Leveraging Meta-path Contexts for Classification in Heterogeneous Information Networks

A heterogeneous information network (HIN) has as vertices objects of different types and as edges the relations between objects, which are also of various types. We study the problem of classifying objects in HINs. Most existing methods perform poorly when given scarce labeled objects as training sets, and methods that improve classification accuracy under such scenarios are often computationally expensive. To address these problems, we propose ConCH, a graph neural network model. ConCH formulates the classification problem as a multi-task learning problem that combines semi-supervised learning with self-supervised learning to learn from both labeled and unlabeled data. ConCH employs meta-paths, which are sequences of object types that capture semantic relationships between objects.
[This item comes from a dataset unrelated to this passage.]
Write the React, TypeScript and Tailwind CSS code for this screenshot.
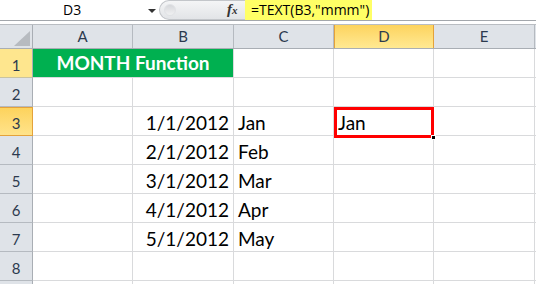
import React from "react";

const font = { fontFamily: "Lato, 'Open Sans', sans-serif" };

const rows: { b?: string; c?: string; d?: string }[] = [
  {},
  {},
  { b: "1/1/2012", c: "Jan", d: "Jan" },
  { b: "2/1/2012", c: "Feb" },
  { b: "3/1/2012", c: "Mar" },
  { b: "4/1/2012", c: "Apr" },
  { b: "5/1/2012", c: "May" },
  {},
  {},
];

const cols = [
  { key: "A", w: "w-[100px]" },
  { key: "B", w: "w-[101px]" },
  { key: "C", w: "w-[100px]" },
  { key: "D", w: "w-[100px]" },
  { key: "E", w: "w-[101px]" },
];

function Cell({ w, text, align }: { w: string; text?: string; align?: "left" | "right" }) {
  return (
    <div
      className={`${w} shrink-0 h-full border-b border-r border-[#d9dadc] flex items-end pb-[3px] text-[19px] leading-none text-black ${
        align === "right" ? "justify-end pr-[4px]" : "pl-[4px]"
      }`}
    >
      {text}
    </div>
  );
}

export default function App() {
  return (
    <div className="w-[536px] h-[284px] overflow-hidden bg-white relative" style={font}>
      {/* Formula bar */}
      <div className="h-[21px] flex border-b border-[#a3a7ac]">
        <div className="w-[159px] shrink-0 relative flex items-center">
          <span className="absolute left-[63px] top-[3px] text-[14px] leading-none text-black" style={{ fontFamily: "'Open Sans', sans-serif" }}>
            D3
          </span>
          <div className="absolute left-[148px] top-[9px] w-0 h-0 border-l-[4px] border-r-[4px] border-t-[4px] border-l-transparent border-r-transparent border-t-[#333]" />
        </div>
        <div className="w-[86px] shrink-0 relative rounded-l-[11px] border-l border-t border-b border-[#c3c6ca] bg-gradient-to-b from-[#f4f5f6] to-[#e2e4e7]">
          <div className="absolute left-[4px] top-[3px] w-[12px] h-[12px] rounded-full bg-gradient-to-b from-[#d6d8db] to-[#f0f1f2] border border-[#e0e2e5]" />
          <span className="absolute left-[67px] top-[1px] text-[15px] leading-none italic font-bold text-[#333]" style={{ fontFamily: "'Liberation Serif', serif" }}>
            f<span className="text-[11px]">x</span>
          </span>
        </div>
        <div className="w-[127px] shrink-0 bg-[#ffff66] flex items-center pl-[6px] text-[14px] leading-none text-black" style={{ fontFamily: "'Open Sans', sans-serif" }}>
          =TEXT(B3,"mmm")
        </div>
        <div className="flex-1 bg-white" />
      </div>
      <div className="h-[3px] bg-white" />
      <div className="h-[1px] bg-[#b9bdc2]" />

      {/* Column headers */}
      <div className="h-[24px] flex bg-[#dfe3e8] border-b border-[#a9aeb4]">
        <div className="w-[33px] shrink-0 border-r border-[#a9aeb4] relative">
          <svg className="absolute left-[14px] top-[6px]" width="16" height="15" viewBox="0 0 16 15">
            <polygon points="16,0 16,15 0,15" fill="#b7bbc0" />
          </svg>
        </div>
        {cols.map((c) => (
          <div
            key={c.key}
            className={`${c.w} shrink-0 flex items-center justify-center text-[15px] text-[#2c3a4e] ${
              c.key === "D"
                ? "bg-gradient-to-b from-[#fdd35c] to-[#ffe992] border-x border-[#e4a23a]"
                : "border-r border-[#b5bac0]"
            }`}
          >
            {c.key}
          </div>
        ))}
        <div className="flex-1" />
      </div>

      {/* Rows */}
      {rows.map((r, i) => {
        const n = i + 1;
        return (
          <div key={n} className="h-[29px] flex">
            <div
              className={`w-[33px] shrink-0 flex items-end justify-center pb-[4px] text-[15px] leading-none text-[#2c3a4e] border-r ${
                n === 3
                  ? "bg-gradient-to-b from-[#fdd35c] to-[#ffe38a] border-y border-[#e4a23a]"
                  : n === 1
                  ? "bg-[#fee68e] border-b border-[#c9c3a0] border-r-[#a9aeb4]"
                  : "bg-[#dfe3e8] border-b border-[#b5bac0] border-r-[#a9aeb4]"
              }`}
            >
              {n < 9 ? n : ""}
            </div>
            {n === 1 ? (
              <div className="w-[201px] shrink-0 h-full bg-[#00b050] border-b border-r border-[#d9dadc] flex items-center justify-center pt-[1px] text-[19px] font-bold text-white">
                MONTH Function
              </div>
            ) : (
              <>
                <Cell w="w-[100px]" />
                <Cell w="w-[101px]" text={r.b} align="right" />
              </>
            )}
            <Cell w="w-[100px]" text={r.c} />
            <Cell w="w-[100px]" text={r.d} />
            <Cell w="w-[101px]" />
            <div className="flex-1 border-b border-[#d9dadc]" />
          </div>
        );
      })}

      {/* Active cell selection */}
      <div className="absolute left-[334px] top-[107px] w-[100px] h-[31px] border-[3px] border-[#ff0000] pointer-events-none">
        <div className="absolute right-[-5px] bottom-[-5px] w-[5px] h-[5px] bg-black border border-white" />
      </div>
    </div>
  );
}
Based on meta-paths, it considers two sources of information for an object x: (1) Meta-path-based neighbors of x are retrieved and ranked, and the top-k neighbors are retained. (2) The meta-path instances of x to its selected neighbors are used to derive meta-path-based contexts. ConCH utilizes the above information to co-derive object embeddings and context embeddings via graph convolution. It also uses the attention mechanism to fuse the embeddings of x generated from various meta-paths to obtain x's final embedding. We conduct extensive experiments to evaluate the performance of ConCH against other 14 classification methods. Our results show that ConCH is an effective and efficient method for HIN classification.